Pushing the Frame: Willful Transgressions
Dwayne Le Blanc, Fiona Nguyen, Ha Neul On, Haerri Kim, Heather Suarez, Helena Goñi, Iris Ward Loughran, Joe Cilento, Laura Allen, Noel Maria Gonzalez, Michèle Saint-Michel, Ahmed Sarsour, Alexis Kleshik, Annabel Turrado, Anthoula Lelekidis, Ashley Cervantes del Carmen, Cameron Falco, Carol Priego, Carter Guthrie, Chiemeka Offor, Christina McCabe, Nathan Butcher, Prisca Choe, Qiuyu Wu, Sierra Enea, Sonora Soraya Zaman, Stephanie Gonzales, Tyler DeHaarte, Yoko Hoshino, Zac + JuJu
Westlab + Gallery
131 Irving Ave, Brooklyn, NY 11237
Wed-Sat 11:30am-6pm
Admission
Free Admission
About
In our five-plus years of operation as Westlab + Gallery, we have been witness to a neighborhood ever resilient, though invariably impacted by the increasingly oppressive politics of our time.

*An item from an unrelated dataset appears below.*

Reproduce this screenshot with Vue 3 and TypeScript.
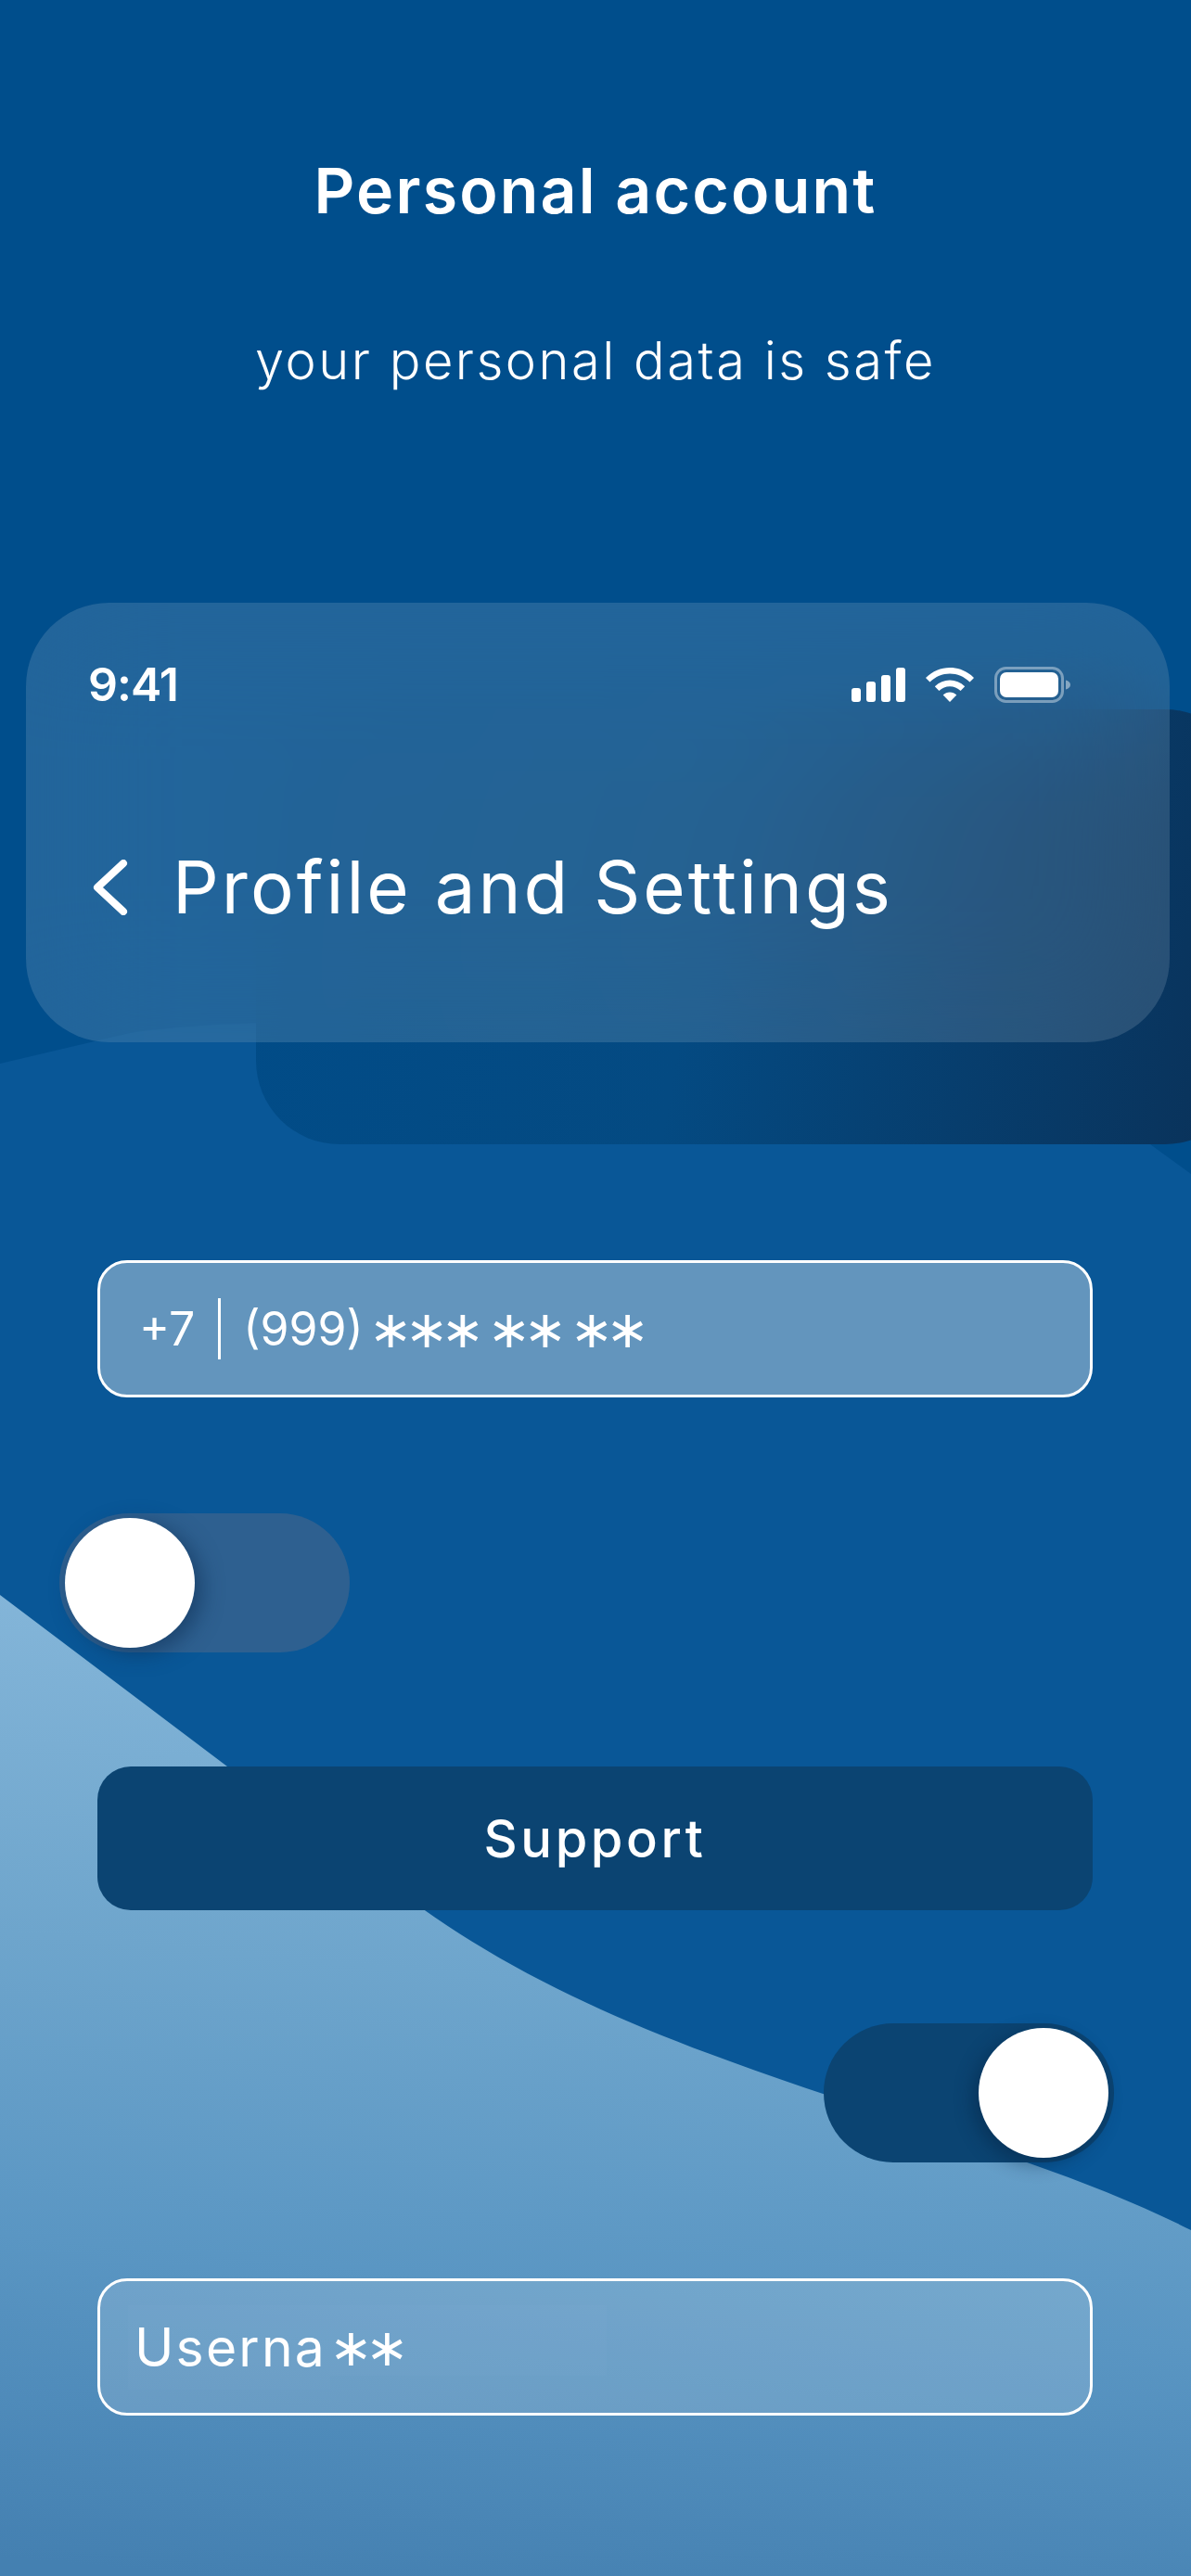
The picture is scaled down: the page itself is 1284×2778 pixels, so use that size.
<template>
  <div class="screen">
    <svg class="bg" viewBox="0 0 1284 2778" width="1284" height="2778" aria-hidden="true">
      <defs>
        <linearGradient id="lightWave" gradientUnits="userSpaceOnUse" x1="320" y1="1700" x2="220" y2="2778">
          <stop offset="0" stop-color="#86b7da" />
          <stop offset="0.38" stop-color="#6ea5cc" />
          <stop offset="0.68" stop-color="#5a96c3" />
          <stop offset="1" stop-color="#4480b1" />
        </linearGradient>
      </defs>
      <rect width="1284" height="2778" fill="#004e8c" />
      <path d="M0 1147 L140 1114 C300 1090 800 1090 1240 1234 L1284 1266 V2778 H0 Z" fill="#095797" />
      <path
        d="M0 1720 L245 1905 L455 2058 C640 2190 860 2246 1110 2333 C1170 2354 1230 2378 1284 2405 V2778 H0 Z"
        fill="url(#lightWave)"
      />
    </svg>
    <div class="card-shadow"></div>

    <header class="intro">
      <h1 class="intro-title">Personal account</h1>
      <p class="intro-sub">your personal data is safe</p>
    </header>

    <section class="card">
      <div class="status">
        <span class="status-time">9:41</span>
        <div class="status-icons">
          <svg width="58" height="37" viewBox="0 0 58 37" fill="#fff">
            <rect x="0" y="22" width="10" height="15" rx="3" />
            <rect x="16" y="15" width="10" height="22" rx="3" />
            <rect x="32" y="8" width="10" height="29" rx="3" />
            <rect x="48" y="0" width="10" height="37" rx="3" />
          </svg>
          <svg width="52" height="37" viewBox="0 0 52 37" fill="#fff">
            <path d="M26 0C35.5 0 44.5 3.6 52 11L47.5 15.6C41.5 9.8 34 6.6 26 6.6C18 6.6 10.5 9.8 4.500 15.600L0 11C7.500 3.600 16.500 0 26 0Z" />
            <path d="M26 13.500C32 13.500 37.500 15.800 42.200 20.300L37.600 25C34.300 21.900 30.300 20.200 26 20.200C21.700 20.200 17.700 21.900 14.400 25L9.800 20.300C14.500 15.800 20 13.500 26 13.500Z" />
            <path d="M26 26.500C28.800 26.500 31.300 27.500 33.300 29.400L26 37L18.700 29.400C20.700 27.500 23.200 26.500 26 26.500Z" />
          </svg>
          <svg width="82" height="39" viewBox="0 0 82 39">
            <rect x="1.500" y="1.500" width="72" height="36" rx="11" fill="none" stroke="#fff" stroke-opacity="0.4" stroke-width="3" />
            <rect x="6" y="6" width="63" height="27" rx="7" fill="#fff" />
            <path d="M77 14.500C80 15.500 82 17 82 19.500C82 22 80 23.500 77 24.500Z" fill="#fff" fill-opacity="0.45" />
          </svg>
        </div>
      </div>
      <div class="card-head">
        <svg class="back" width="38" height="60" viewBox="0 0 38 60" fill="none">
          <path d="M33 4L5 30L33 56" stroke="#fff" stroke-width="8" stroke-linecap="round" stroke-linejoin="round" />
        </svg>
        <h2 class="card-title">Profile and Settings</h2>
      </div>
    </section>

    <main class="form">
      <div class="field field-phone">
        <span class="code">+7</span>
        <span class="divider"></span>
        <span class="number">(999)</span>
        <span class="stars stars-first">∗∗∗</span>
        <span class="stars">∗∗</span>
        <span class="stars">∗∗</span>
      </div>

      <div class="toggle toggle-off">
        <span class="knob"></span>
      </div>

      <button type="button" class="support">Support</button>

      <div class="toggle toggle-on">
        <span class="knob"></span>
      </div>

      <div class="field field-user">
        <span class="patch patch-a"></span>
        <span class="patch patch-b"></span>
        <span class="username">Userna</span>
        <span class="stars">∗∗</span>
      </div>
    </main>
  </div>
</template>

<script setup lang="ts">
</script>

<style>
html,
body {
  margin: 0;
  background: #004e8c;
}
</style>

<style scoped>
.screen {
  position: relative;
  width: 1284px;
  height: 2778px;
  overflow: hidden;
  color: #fff;
  font-family: Inter, "Noto Sans", sans-serif;
}

.bg {
  position: absolute;
  inset: 0;
}

.card-shadow {
  position: absolute;
  left: 276px;
  top: 765px;
  width: 1070px;
  height: 469px;
  border-radius: 90px;
  background: linear-gradient(100deg, #014c88 0%, #044a82 45%, #0a3158 100%);
}

.intro {
  position: relative;
  padding-top: 165px;
  text-align: center;
}

.intro-title {
  margin: 0;
  font-size: 68px;
  line-height: 80px;
  font-weight: 600;
  letter-spacing: 2.200px;
}

.intro-sub {
  margin: 114px 0 0;
  font-size: 56px;
  line-height: 60px;
  font-weight: 300;
  letter-spacing: 2.500px;
}

.card {
  position: relative;
  box-sizing: border-box;
  width: 1233px;
  height: 474px;
  margin: 231px 0 0 28px;
  padding: 69px 46px 0 67px;
  border-radius: 90px;
  background: rgba(255, 255, 255, 0.135);
  backdrop-filter: blur(70px);
}

.status {
  display: flex;
  align-items: center;
  justify-content: space-between;
  height: 39px;
}

.status-time {
  font-size: 50px;
  line-height: 39px;
  font-weight: 600;
  letter-spacing: -1px;
}

.status-icons {
  display: flex;
  align-items: center;
  gap: 22px;
  margin-right: 61px;
}

.card-head {
  display: flex;
  align-items: center;
  gap: 48px;
  margin-top: 169px;
  padding-left: 5px;
}

.back {
  flex: none;
}

.card-title {
  margin: 0;
  font-size: 78px;
  line-height: 60px;
  font-weight: 400;
  letter-spacing: 3px;
}

.form {
  position: relative;
  display: flex;
  flex-direction: column;
  padding: 235px 106px 0 105px;
}

.field {
  position: relative;
  box-sizing: border-box;
  display: flex;
  align-items: center;
  height: 148px;
  border: 3px solid #fff;
  border-radius: 32px;
}

.field-phone {
  padding-left: 42px;
  background: rgba(255, 255, 255, 0.37);
  font-size: 50px;
  font-weight: 400;
}

.divider {
  width: 3px;
  height: 66px;
  margin: 0 24px 0 25px;
  background: #fff;
}

.stars {
  position: relative;
  font-family: "DejaVu Sans", sans-serif;
  font-size: 56px;
  font-weight: 400;
  letter-spacing: -8px;
  margin-left: 11px;
}

.stars-first {
  margin-left: 6px;
}

.toggle {
  position: relative;
  box-sizing: border-box;
  display: flex;
  align-items: center;
  width: 313px;
  height: 150px;
  padding: 0 6px;
  border-radius: 75px;
}

.toggle-off {
  margin: 125px 0 0 -41px;
  background: #2e6090;
}

.toggle-on {
  align-self: flex-end;
  justify-content: flex-end;
  margin: 122px -23px 0 0;
  background: #0b4472;
}

.knob {
  width: 140px;
  height: 140px;
  border-radius: 50%;
  background: #fff;
}

.toggle-off .knob {
  box-shadow: 8px 6px 22px rgba(10, 40, 75, 0.5);
}

.toggle-on .knob {
  box-shadow: -6px 6px 20px rgba(5, 30, 60, 0.45);
}

.support {
  height: 155px;
  margin-top: 123px;
  padding: 0;
  border: none;
  border-radius: 36px;
  background: #0b4472;
  color: #fff;
  font-family: inherit;
  font-size: 56px;
  font-weight: 500;
  letter-spacing: 3.600px;
}

.field-user {
  margin-top: 125px;
  padding-left: 37px;
  background: rgba(255, 255, 255, 0.145);
  font-size: 57px;
  font-weight: 400;
}

.username {
  position: relative;
  letter-spacing: 2.200px;
}

.field-user .stars {
  margin-left: 3px;
}

.patch {
  position: absolute;
  background: rgba(255, 255, 255, 0.02);
}

.patch-a {
  left: 30px;
  top: 26px;
  width: 218px;
  height: 91px;
}

.patch-b {
  left: 248px;
  top: 26px;
  width: 298px;
  height: 76px;
}
</style>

The realities of these politics play out daily within our community. And so we must find ways to resist — Pushing the Frame: Willful Transgressions unites thirty-two artists working across media and geographies to articulate a united chorus of resistance. Bridging convergent evolutions in art practices, cultures, histories, and identities, this exhibition looks at how art can actually make a difference in our lives "by acts of concrete reclamation" (bell hooks). The result is a multi-sensory experience that reorients the contemporary body politic through artwork including painting, sculpture, photography, video, performance, poetry, and textile (to name a few), and moving them into unprecedented shapes and forms. The interventions in this exhibition range from the deeply personal to the ambitiously macroscopic as they confront systems of power; from subtle and succinct to overtly transgressive as they reflect inner worlds and call for transformations. Together, they examine the damage surrounding us in order to generate a tapestry of incisions into the oppressor. Featuring work made by new friends from Gaza to South Korea, Los Angeles to Montreal, Chicago to Atlanta, and many New York-based practitioners, this exhibition testifies to the will to create, both as a means of survival, and more importantly as a way to envision new paths forward.